There is a large block of code that under certain circumstances makes a JSR to a subroutine to pushevent, taking the event type itself in the accumulator. The subroutine gathers all the other relevant information about mouse position, packages it up as an event and adds it to the mouse events queue.
Left click (and right click) are not exclusive to the primitives that produce them, in the same way that a double click is. What do I mean by this? When you left down, a left–down event is immediately queued and if the main even loop is freely running, it will be delivered out to the application immediately. When you left up, similarly, a left–up event will be immediately queued. Plus, if a short enough time elapsed between those two, a left–click event will be queued just after the left–up. What this means is that, even though a down and an up are required to produce a click, the production of the click event does not exclude the production of the up and down events that preceded it.
This is not quite the case with a double click.
The production of a double click requires two clicks, however the second click event will not be produced. Instead it will be replaced by the double click event. Here's the order of events that will get queued, in the order they're queued, leading up to the production of a double click.

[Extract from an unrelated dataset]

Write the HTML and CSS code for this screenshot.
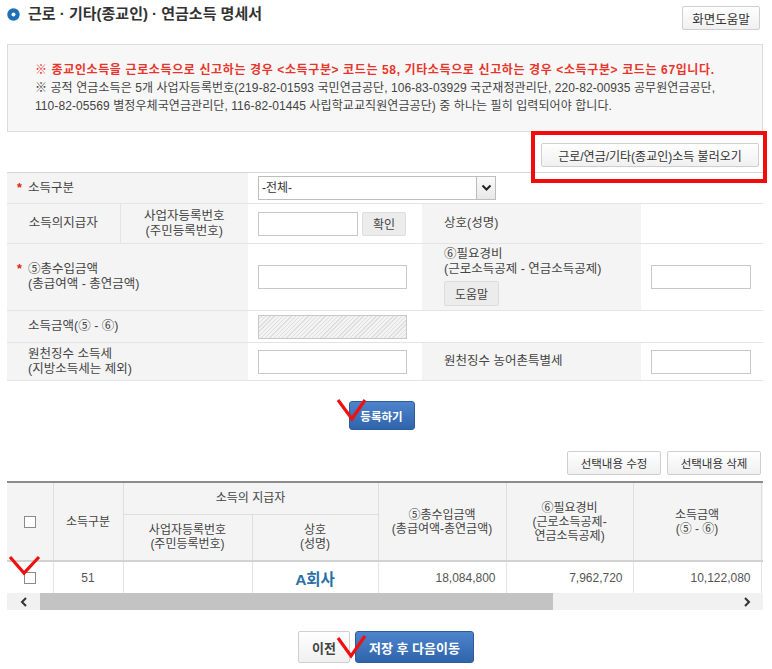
FILE: index.html
```html
<!DOCTYPE html>
<html lang="ko">
<head>
<meta charset="utf-8">
<title>근로 · 기타(종교인) · 연금소득 명세서</title>
<link rel="stylesheet" href="styles.css">
</head>
<body>
<div class="page">
  <div class="head">
    <h1 class="title">
      <svg class="title-icon" width="13" height="13" viewBox="0 0 13 13"><circle cx="6.5" cy="6.5" r="6.2" fill="#1d6fb8"/><circle cx="6.5" cy="6.5" r="2" fill="#fff"/></svg>
      <span>근로 · 기타(종교인) · 연금소득 명세서</span>
    </h1>
    <button class="btn btn-help">화면도움말</button>
  </div>

  <div class="notice">
    <p class="notice-red">※ 종교인소득을 근로소득으로 신고하는 경우 &lt;소득구분&gt; 코드는 58, 기타소득으로 신고하는 경우 &lt;소득구분&gt; 코드는 67입니다.</p>
    <p>※ 공적 연금소득은 5개 사업자등록번호(219-82-01593 국민연금공단, 106-83-03929 국군재정관리단, 220-82-00935 공무원연금공단,</p>
    <p>110-82-05569 별정우체국연금관리단, 116-82-01445 사립학교교직원연금공단) 중 하나는 필히 입력되어야 합니다.</p>
  </div>

  <div class="loadrow">
    <button class="btn btn-load">근로/연금/기타(종교인)소득 불러오기</button>
  </div>

  <table class="form">
    <colgroup><col class="c1"><col class="c2"><col class="c3"><col class="c4"><col class="c5"></colgroup>
    <tr class="r1">
      <th colspan="2" class="lbl"><span class="req">*</span>소득구분</th>
      <td colspan="3" class="val">
        <div class="select"><span class="select-text">-전체-</span><span class="select-arrow"><svg width="11" height="8" viewBox="0 0 11 8"><polyline points="1.5,1.5 5.5,5.5 9.5,1.5" fill="none" stroke="#222" stroke-width="2"/></svg></span></div>
      </td>
    </tr>
    <tr class="r2">
      <th class="lbl center sep">소득의지급자</th>
      <th class="lbl center">사업자등록번호<br>(주민등록번호)</th>
      <td class="val"><div class="inline"><input class="inp w100" type="text"><button class="btn-sub">확인</button></div></td>
      <th class="lbl right">상호(성명)</th>
      <td class="val"></td>
    </tr>
    <tr class="r3">
      <th colspan="2" class="lbl"><div class="reqwrap"><span class="req">*</span><span>⑤총수입금액<br>(총급여액 - 총연금액)</span></div></th>
      <td class="val"><input class="inp w150" type="text"></td>
      <th class="lbl right top">⑥필요경비<br>(근로소득공제 - 연금소득공제)<br><button class="btn-sub btn-guide">도움말</button></th>
      <td class="val"><input class="inp w100" type="text"></td>
    </tr>
    <tr class="r4">
      <th colspan="2" class="lbl pad">소득금액(⑤ - ⑥)</th>
      <td class="val"><input class="inp w150 disabled" type="text" disabled></td>
      <td colspan="2" class="val"></td>
    </tr>
    <tr class="r5">
      <th colspan="2" class="lbl pad">원천징수 소득세<br>(지방소득세는 제외)</th>
      <td class="val"><input class="inp w150" type="text"></td>
      <th class="lbl right">원천징수 농어촌특별세</th>
      <td class="val"><input class="inp w100" type="text"></td>
    </tr>
  </table>

  <div class="regrow">
    <button class="btn-blue btn-reg">등록하기</button>
  </div>

  <div class="actrow">
    <button class="btn btn-act">선택내용 수정</button>
    <button class="btn btn-act">선택내용 삭제</button>
  </div>

  <div class="grid-wrap">
    <table class="grid">
      <colgroup><col class="g1"><col class="g2"><col class="g3"><col class="g4"><col class="g5"><col class="g6"><col class="g7"><col class="g8"></colgroup>
      <tr class="h1">
        <th rowspan="2"><input class="chk" type="checkbox"></th>
        <th rowspan="2">소득구분</th>
        <th colspan="2">소득의 지급자</th>
        <th rowspan="2">⑤총수입금액<br>(총급여액-총연금액)</th>
        <th rowspan="2">⑥필요경비<br>(근로소득공제-<br>연금소득공제)</th>
        <th rowspan="2">소득금액<br>(⑤ - ⑥)</th>
        <th rowspan="2"></th>
      </tr>
      <tr class="h2">
        <th>사업자등록번호<br>(주민등록번호)</th>
        <th>상호<br>(성명)</th>
      </tr>
      <tr class="d1">
        <td class="center"><input class="chk" type="checkbox"></td>
        <td class="center">51</td>
        <td></td>
        <td class="center"><a class="link" href="#">A회사</a></td>
        <td class="num">18,084,800</td>
        <td class="num">7,962,720</td>
        <td class="num">10,122,080</td>
        <td class="num"></td>
      </tr>
    </table>
  </div>
  <div class="scrollbar">
    <span class="sb-arrow"><svg width="8" height="10" viewBox="0 0 8 10"><polyline points="6,1 2,5 6,9" fill="none" stroke="#333" stroke-width="2"/></svg></span>
    <span class="sb-track"><span class="sb-thumb"></span></span>
    <span class="sb-arrow"><svg width="8" height="10" viewBox="0 0 8 10"><polyline points="2,1 6,5 2,9" fill="none" stroke="#333" stroke-width="2"/></svg></span>
  </div>

  <div class="footer">
    <button class="btn btn-prev">이전</button>
    <button class="btn-blue btn-next">저장 후 다음이동</button>
  </div>

  <div class="mark-box"></div>
  <svg class="mark mark-reg" width="32" height="26" viewBox="0 0 32 26"><polyline points="2,2 16,21 29,2" fill="none" stroke="#f01010" stroke-width="3.2"/></svg>
  <svg class="mark mark-row" width="34" height="22" viewBox="0 0 34 22"><polyline points="2,2 16,18 31,2" fill="none" stroke="#f01010" stroke-width="3.2"/></svg>
  <svg class="mark mark-next" width="32" height="26" viewBox="0 0 32 26"><polyline points="2,4 15,22 29,2" fill="none" stroke="#f01010" stroke-width="3.2"/></svg>
</div>
</body>
</html>
```

FILE: styles.css
```css
* { box-sizing: border-box; }

body {
  margin: 0;
  background: #fff;
  font-family: "Liberation Sans", "Noto Sans CJK KR", sans-serif;
  font-size: 12px;
  color: #444;
}

p { margin: 0; }

.page {
  position: relative;
  width: 772px;
  padding: 0 9px 0 7px;
}

/* header */
.head {
  display: flex;
  justify-content: space-between;
  align-items: flex-start;
  height: 44px;
  padding-top: 6px;
  padding-right: 3px;
}

.title {
  display: flex;
  align-items: center;
  gap: 8px;
  margin: 0;
  height: 16px;
  font-size: 15px;
  line-height: 16px;
  font-weight: 700;
  color: #333;
}

.title-icon { display: block; flex: none; }

.btn {
  height: 24px;
  padding: 0 10px;
  border: 1px solid #cfcfcf;
  border-radius: 2px;
  background: linear-gradient(#ffffff, #f0f0f0);
  font-family: inherit;
  font-size: 12px;
  color: #333;
  cursor: pointer;
}

.btn-help { width: 78px; padding: 0; font-size: 12.5px; }

/* notice */
.notice {
  height: 88px;
  border: 1px solid #dcdcdc;
  background: #f7f7f7;
  padding: 16px 0 0 27px;
  line-height: 18px;
  font-size: 12px;
  letter-spacing: 0.08px;
  color: #444;
  white-space: nowrap;
}

.notice-red {
  color: #e8352b;
  font-weight: 700;
  letter-spacing: 0.62px;
}

/* load row */
.loadrow {
  display: flex;
  justify-content: flex-end;
  margin-top: 11px;
  margin-bottom: 5px;
  padding-right: 4px;
}

.btn-load { width: 218px; padding: 0; }

/* form table */
.form {
  width: 756px;
  border-collapse: collapse;
  table-layout: fixed;
  border-top: 1px solid #d6d6d6;
}

.form .c1 { width: 113px; }
.form .c2 { width: 128px; }
.form .c3 { width: 174px; }
.form .c4 { width: 219px; }
.form .c5 { width: 122px; }

.form tr { border-bottom: 1px solid #e4e4e4; }
.form .r1 { height: 31px; }
.form .r2 { height: 40px; }
.form .r3 { height: 67px; }
.form .r4 { height: 32px; }
.form .r5 { height: 38px; }

.form th, .form td { padding: 0; }

.lbl {
  background: #f4f4f4;
  font-weight: 400;
  font-size: 12.5px;
  text-align: left;
  padding-left: 10px !important;
  line-height: 15px;
  color: #444;
}

.lbl.pad { padding-left: 21px !important; }
.lbl.center { text-align: center; padding-left: 0 !important; }
.lbl.sep { border-right: 1px solid #e4e4e4; }
.lbl.right { padding-left: 22px !important; }
.lbl.top { vertical-align: top; padding-top: 3px !important; }

.req {
  display: inline-block;
  width: 11px;
  color: #e02020;
  font-weight: 700;
}

.reqwrap { display: flex; }

.val { padding-left: 10px !important; background: #fff; }

.select {
  display: flex;
  width: 238px;
  height: 24px;
  border: 1px solid #bdbdbd;
  background: #fff;
}

.select-text {
  flex: 1;
  padding-left: 3px;
  line-height: 22px;
  font-size: 12px;
  color: #333;
}

.select-arrow {
  display: flex;
  align-items: center;
  justify-content: center;
  width: 19px;
  border-left: 1px solid #bdbdbd;
  background: linear-gradient(#fafafa, #e8e8e8);
}

.inline { display: flex; align-items: center; gap: 4px; }

.inp {
  display: block;
  height: 24px;
  border: 1px solid #c8c8c8;
  background: #fff;
  font-family: inherit;
  font-size: 12px;
  padding: 0 4px;
}

.w100 { width: 100px; }
.w150 { width: 149px; }

.disabled {
  background: repeating-linear-gradient(-45deg, #dedede 0 1px, #f3f3f3 1px 3px);
}

.btn-sub {
  height: 24px;
  width: 44px;
  padding: 0;
  border: 1px solid #dcdcdc;
  border-radius: 2px;
  background: #ececec;
  font-family: inherit;
  font-size: 12px;
  color: #444;
}

.btn-guide {
  width: 55px;
  height: 25px;
  margin-top: 4px;
}

/* register */
.regrow {
  display: flex;
  justify-content: center;
  margin-top: 20px;
  padding-right: 8px;
}

.btn-blue {
  border: 1px solid #2c5c9e;
  border-radius: 3px;
  background: linear-gradient(#4d84cc, #2f64ab);
  color: #fff;
  font-family: inherit;
  font-size: 11.5px;
  font-weight: 700;
  padding: 0;
  cursor: pointer;
}

.btn-reg { width: 66px; height: 29px; margin-left: 1px; }

.actrow {
  display: flex;
  justify-content: flex-end;
  gap: 6px;
  margin-top: 21px;
  padding-right: 2px;
}

.btn-act { width: 94px; padding: 0; font-size: 11.5px; }

/* grid */
.grid-wrap {
  margin-top: 6px;
  width: 756px;
  overflow: hidden;
  border-top: 2px solid #8c8c8c;
}

.grid {
  width: 900px;
  border-collapse: collapse;
  table-layout: fixed;
  font-size: 12px;
}

.grid .g1 { width: 46px; }
.grid .g2 { width: 70px; }
.grid .g3 { width: 129px; }
.grid .g4 { width: 126px; }
.grid .g5 { width: 128px; }
.grid .g6 { width: 127px; }
.grid .g7 { width: 128px; }
.grid .g8 { width: 146px; }

.grid th {
  background: #f4f4f4;
  font-weight: 400;
  line-height: 14px;
  color: #444;
  border: 1px solid #dedede;
  border-top: 0;
  padding: 0;
}

.grid th:first-child { border-left: 0; }

.grid .h1 { height: 31px; }
.grid .h2 { height: 47px; }
.grid .h2 th { border-bottom: 2px solid #d2d2d2; }
.grid .h1 th[rowspan] { border-bottom: 2px solid #d2d2d2; }

.grid .d1 { height: 32px; }
.grid td {
  border-left: 1px solid #e4e4e4;
  border-right: 1px solid #e4e4e4;
  padding: 0;
  color: #555;
}
.grid td:first-child { border-left: 0; }
.grid .center { text-align: center; }
.grid .num { text-align: right; padding-right: 10px; }

.link {
  color: #2a70a8;
  font-size: 15.5px;
  font-weight: 700;
  text-decoration: none;
}

.chk {
  appearance: none;
  -webkit-appearance: none;
  display: inline-block;
  width: 12px;
  height: 12px;
  margin: 0;
  border: 1px solid #8a8a8a;
  background: #fff;
  vertical-align: middle;
}

.scrollbar {
  display: flex;
  height: 17px;
  background: #f1f1f1;
}

.sb-arrow {
  display: flex;
  align-items: center;
  justify-content: center;
  width: 33px;
  flex: none;
}

.sb-track {
  flex: 1;
  display: flex;
}

.sb-thumb {
  width: 513px;
  background: #c3c3c3;
}

/* footer */
.footer {
  display: flex;
  justify-content: center;
  gap: 5px;
  margin-top: 21px;
  padding-left: 2px;
}

.btn-prev { width: 52px; height: 32px; padding: 0; font-weight: 700; font-size: 13px; color: #444; }
.btn-next { width: 119px; height: 32px; font-size: 13px; }

/* annotations */
.mark-box {
  position: absolute;
  left: 531px;
  top: 131px;
  width: 236px;
  height: 52px;
  border: 4px solid #f20c0c;
  pointer-events: none;
}

.mark { position: absolute; pointer-events: none; }
.mark-reg { left: 336px; top: 398px; }
.mark-row { left: 8px; top: 555px; }
.mark-next { left: 336px; top: 634px; }
```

left-down → left-up → left-click → left-down → left-up → left-dbl-click
Here's how it works. There's a single byte variable called "didclick". In the block of code that pushes a leftclick, if didclick is 0, then it pushes the leftclick, sets didclick to 1, and immediately queues a timer that counts down 0.5 seconds. (30 Jiffies. Although, making this delay loadable from a configurable envvar is on the short list.) When the timer expires the only thing it does is set didclick back to 0. Everything else proceeds as usual. But if you do what's necessary to produce a click again, if you did it all before the timer expires, then instead of pushing a click event, it will push a doubleclick event, and then set didclick back to 0 straight away.
It works very reliably. And, backended on timers, was super easy to support.
Now I've got two different modules of system code that make use of timers.